Last week I dreamt I was in a long-term relationship. My imaginary partner was somebody I know in real life, but not more than at a surface level. I know what she looks like, sounds like and acts like, but not what she aspires to be, what makes her happy or what makes her herself. This was no different in my dream. In this fantasy, she was content, but more importantly, so was I. What I can now acknowledge is that she was just as two dimensional to me in my dream as in real life. She was little more than a face to what my subconsciousness desired at the time; somebody to love and somebody to love me back. In this dream though, I was truly happy, in a way that I’m not sure I have been in quite some time.

 I by no means live a sad life. I am generally quite content with who I am, who my friends are and how I live, but this dream showed me more, it showed me what I lacked. The next morning I woke up deeply sad, as if I had really lived through this relationship and was now incomplete without it, my other half never really existing. This is my problem. Dreams like these aren’t out of the ordinary for me, they’ve become all too common. I can’t remember the last time I had a nightmare; I miss them dearly.

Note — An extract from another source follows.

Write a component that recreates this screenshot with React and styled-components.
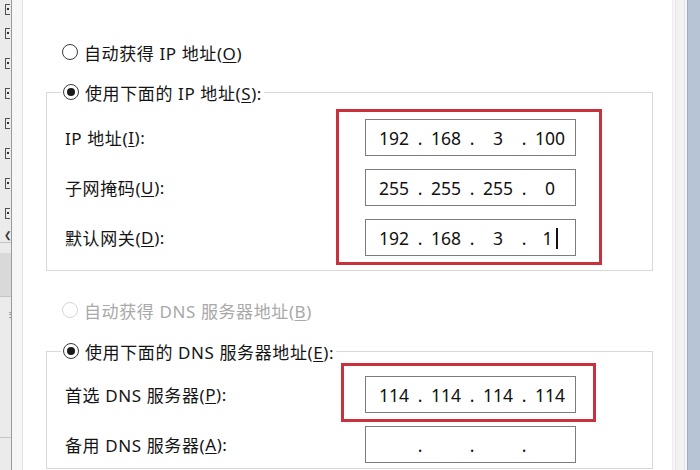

It’s an unfair thing, dreaming. In our everyday lives we are able to suppress our innermost thoughts and desires. Our inhibitions build a wall that blockades our regrets, wishes and hopes long enough to at least make it through the day. Dreams tear this barrier down, unleashing the thoughts we would prefer not to think. My dreams are spectacular, each a glimpse of a life where, at my very core, I’m fulfilled. With a nightmare I could at the very least be glad to wake up, but with these dreams, I come out kicking and screaming, desperate to spend just a few seconds more in wonderland. Starting your day with the faint memory of a more beautiful world is a hard thing to do. How can you find the motivation to continue on as normal when you know that at the end of the day, nothing will compare to the life you lead just minutes ago?

These dreams are inherently selfish, how could they not be? It’s unfair of me to want a better life, I recognise that. I am an incredibly fortunate person. I have parents that love me deeply, friends who I can trust and financial security. It’s a life that not everyone is given, and one that has treated me more than fairly, but still. As I drift off to sleep my subconscious disagrees with the obvious. It tells me I need more, that being happy with what I have is foolish. It tells me what I have isn’t enough, that I need more; more attention, more money, better looks. Maybe then I would finally earn that dream relationship.

In my dreams I am invincible. No matter the strength of my enemy, the hopelessness of my situation, or the genius of my adversaries, I always end victorious; I always get the girl. It makes my awake self feel small, each mistake a character flaw, each inconvenience the last straw, never able to live up to the legend that I tell myself each night. 

I dream of things that will never be. Bonds with people that I will never forge, choices I will never make, things I will never say and love from people who will never reciprocate. No matter how happy I am, how hard I work or how contentedly I fall asleep, I doubt I’ll ever stop dreaming of lives that I will never live.